Black (Fear) On Both Sides: Thinking About Race in Horror Films

A significant Black or African American presence in horror films is neither easy to unpack nor discover. Since I’m putting emphasis on the word significant, it is crucial to look beyond the forgettable body count and hyperbolic comedic relief caricatures in the entire genre’s history. Once we do, we can begin to at least wonder if this significance exists.

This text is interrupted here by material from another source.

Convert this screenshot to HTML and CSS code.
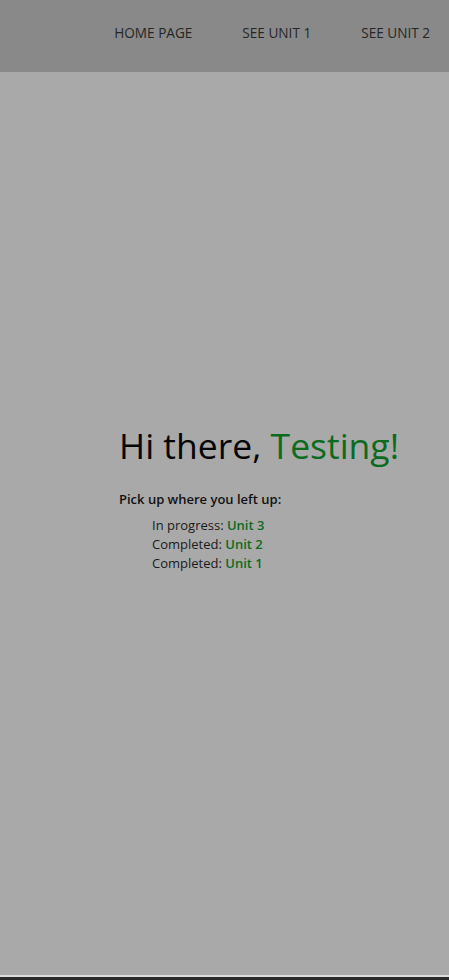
FILE: index.html
```html
<!DOCTYPE html>
<html lang="en">
<head>
<meta charset="utf-8">
<title>Home</title>
<link rel="stylesheet" href="styles.css">
</head>
<body>
<div class="page">
  <header class="topbar">
    <nav class="nav">
      <a class="nav-link" href="#">HOME PAGE</a>
      <a class="nav-link" href="#">SEE UNIT 1</a>
      <a class="nav-link" href="#">SEE UNIT 2</a>
    </nav>
  </header>
  <main class="main">
    <section class="welcome">
      <h1 class="greeting">Hi there, <span class="accent">Testing!</span></h1>
      <p class="lead">Pick up where you left up:</p>
      <ul class="units">
        <li class="unit">In progress: <a class="unit-link" href="#">Unit 3</a></li>
        <li class="unit">Completed: <a class="unit-link" href="#">Unit 2</a></li>
        <li class="unit">Completed: <a class="unit-link" href="#">Unit 1</a></li>
      </ul>
    </section>
  </main>
  <footer class="bottom">
    <div class="bottom-light"></div>
    <div class="bottom-dark"></div>
  </footer>
</div>
</body>
</html>
```
FILE: styles.css
```css
* { box-sizing: border-box; }
html, body { margin: 0; padding: 0; height: 100%; }
body {
  font-family: "Open Sans", "DejaVu Sans", sans-serif;
  background: #a9a9a9;
  color: #111;
}
.page {
  display: flex;
  flex-direction: column;
  height: 980px;
}
.topbar {
  height: 72px;
  background: #898989;
  display: flex;
  justify-content: flex-end;
  align-items: center;
  padding-right: 19px;
  flex-shrink: 0;
}
.nav {
  display: flex;
  gap: 50px;
  margin-top: -8px;
}
.nav-link {
  color: #262626;
  text-decoration: none;
  font-size: 13.6px;
  font-weight: 500;
}
.main {
  flex: 1;
  background: #a9a9a9;
  padding: 351px 0 0 119px;
}
.greeting {
  margin: 0;
  font-size: 35.5px;
  font-weight: 500;
  line-height: 44px;
  color: #050505;
}
.accent { color: #0b6b1e; }
.lead {
  margin: 23px 0 0;
  font-size: 13px;
  font-weight: 600;
  line-height: 18px;
  color: #111;
}
.units {
  list-style: none;
  margin: 8px 0 0;
  padding: 0 0 0 33px;
}
.unit {
  font-size: 13px;
  line-height: 19px;
  color: #1a1a1a;
}
.unit-link {
  color: #0b6b1e;
  font-weight: 600;
  text-decoration: none;
}
.bottom { flex-shrink: 0; }
.bottom-light { height: 2px; background: #dcdcdc; }
.bottom-dark { height: 3px; background: #2b2b2b; }
```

Duane Jones, Ben in Night of the Living Dead (1968) is amongst the prime examples of groundbreaking and significant depictions of Black characters and race relations in the genre, especially for its debut during the height of one of the most racially charged times in American history. But his presence operates much more on symbolism and micro-aggressions. How Ben interacts with white characters is practically carbon copy of interracial turbulence: Barbara’s comatose-like fear of his presence, or Harry’s antagonistic approach and insistence on challenging Ben’s authoritative position. Popularly known amongst horror fans, writer/director George Romero picked Jones for the role with no foresight of radical inclusivity. Its legacy and commentary on race was purely coincidental.

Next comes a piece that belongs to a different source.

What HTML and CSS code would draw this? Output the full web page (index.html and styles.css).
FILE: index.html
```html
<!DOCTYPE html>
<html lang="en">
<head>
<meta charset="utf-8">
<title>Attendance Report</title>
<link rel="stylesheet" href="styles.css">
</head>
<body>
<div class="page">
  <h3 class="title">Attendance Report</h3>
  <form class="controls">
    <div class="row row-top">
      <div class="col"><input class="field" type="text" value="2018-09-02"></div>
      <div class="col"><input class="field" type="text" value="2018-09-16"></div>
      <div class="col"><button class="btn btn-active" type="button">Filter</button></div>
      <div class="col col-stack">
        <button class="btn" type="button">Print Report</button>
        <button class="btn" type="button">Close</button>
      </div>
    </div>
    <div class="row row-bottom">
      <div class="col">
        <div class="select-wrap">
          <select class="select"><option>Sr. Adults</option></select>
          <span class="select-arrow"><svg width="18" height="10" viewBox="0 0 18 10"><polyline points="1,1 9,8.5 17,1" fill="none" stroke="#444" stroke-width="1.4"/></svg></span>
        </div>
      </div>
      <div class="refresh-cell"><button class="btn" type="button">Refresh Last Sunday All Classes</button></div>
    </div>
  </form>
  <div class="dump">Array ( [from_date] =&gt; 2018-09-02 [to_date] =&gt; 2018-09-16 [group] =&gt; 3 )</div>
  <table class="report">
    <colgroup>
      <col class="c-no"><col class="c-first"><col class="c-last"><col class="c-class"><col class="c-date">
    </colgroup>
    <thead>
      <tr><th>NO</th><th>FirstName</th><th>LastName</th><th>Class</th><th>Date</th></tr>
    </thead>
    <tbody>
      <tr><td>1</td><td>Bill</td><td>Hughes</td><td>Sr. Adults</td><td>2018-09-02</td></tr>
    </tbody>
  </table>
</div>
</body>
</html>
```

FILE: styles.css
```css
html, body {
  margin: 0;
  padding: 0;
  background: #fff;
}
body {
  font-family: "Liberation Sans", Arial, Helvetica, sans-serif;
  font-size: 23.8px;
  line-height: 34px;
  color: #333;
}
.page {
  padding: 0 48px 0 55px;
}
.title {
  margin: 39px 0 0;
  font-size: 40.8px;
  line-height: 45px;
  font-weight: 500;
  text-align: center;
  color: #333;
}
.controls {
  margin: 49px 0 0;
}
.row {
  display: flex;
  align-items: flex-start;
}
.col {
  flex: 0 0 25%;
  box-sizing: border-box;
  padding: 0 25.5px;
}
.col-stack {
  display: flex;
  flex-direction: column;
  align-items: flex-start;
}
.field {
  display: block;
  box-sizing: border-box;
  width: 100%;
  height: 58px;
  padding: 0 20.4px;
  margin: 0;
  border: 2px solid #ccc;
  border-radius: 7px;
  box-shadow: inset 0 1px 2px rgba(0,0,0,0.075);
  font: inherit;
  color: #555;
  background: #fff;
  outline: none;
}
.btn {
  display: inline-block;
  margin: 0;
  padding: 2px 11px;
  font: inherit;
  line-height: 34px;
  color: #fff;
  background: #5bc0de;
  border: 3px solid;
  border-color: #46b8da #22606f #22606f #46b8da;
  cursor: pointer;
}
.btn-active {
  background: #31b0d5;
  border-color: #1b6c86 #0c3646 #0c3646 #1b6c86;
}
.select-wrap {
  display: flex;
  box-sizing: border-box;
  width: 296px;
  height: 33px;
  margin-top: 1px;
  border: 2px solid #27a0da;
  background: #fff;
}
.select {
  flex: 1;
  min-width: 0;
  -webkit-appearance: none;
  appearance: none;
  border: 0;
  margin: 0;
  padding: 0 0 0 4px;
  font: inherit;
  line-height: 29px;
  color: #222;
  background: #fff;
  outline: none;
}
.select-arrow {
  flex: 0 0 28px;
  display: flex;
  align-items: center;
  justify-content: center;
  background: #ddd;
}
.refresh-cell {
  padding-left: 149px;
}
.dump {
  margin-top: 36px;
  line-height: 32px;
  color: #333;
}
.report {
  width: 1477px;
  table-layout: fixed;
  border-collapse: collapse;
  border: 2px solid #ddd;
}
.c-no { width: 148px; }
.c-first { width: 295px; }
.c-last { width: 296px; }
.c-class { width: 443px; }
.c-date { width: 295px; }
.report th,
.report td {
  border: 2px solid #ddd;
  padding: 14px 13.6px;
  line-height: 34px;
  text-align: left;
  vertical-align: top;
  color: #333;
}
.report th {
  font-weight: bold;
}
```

Characters who are Black in films often offer some nuanced insight into how we deal with matters of race. In horror, interpretations can be unsettling because of the clear dichotomy between good and evil and the more obscure fears we harbor about the unknown. Conjuring discourse on the stock Black character in a horror film with no moment where their skin color is considered has been a fun project, but why don’t more horror films directly deal with race? What does it look like when a horror film takes on the horrors of racism and race relations?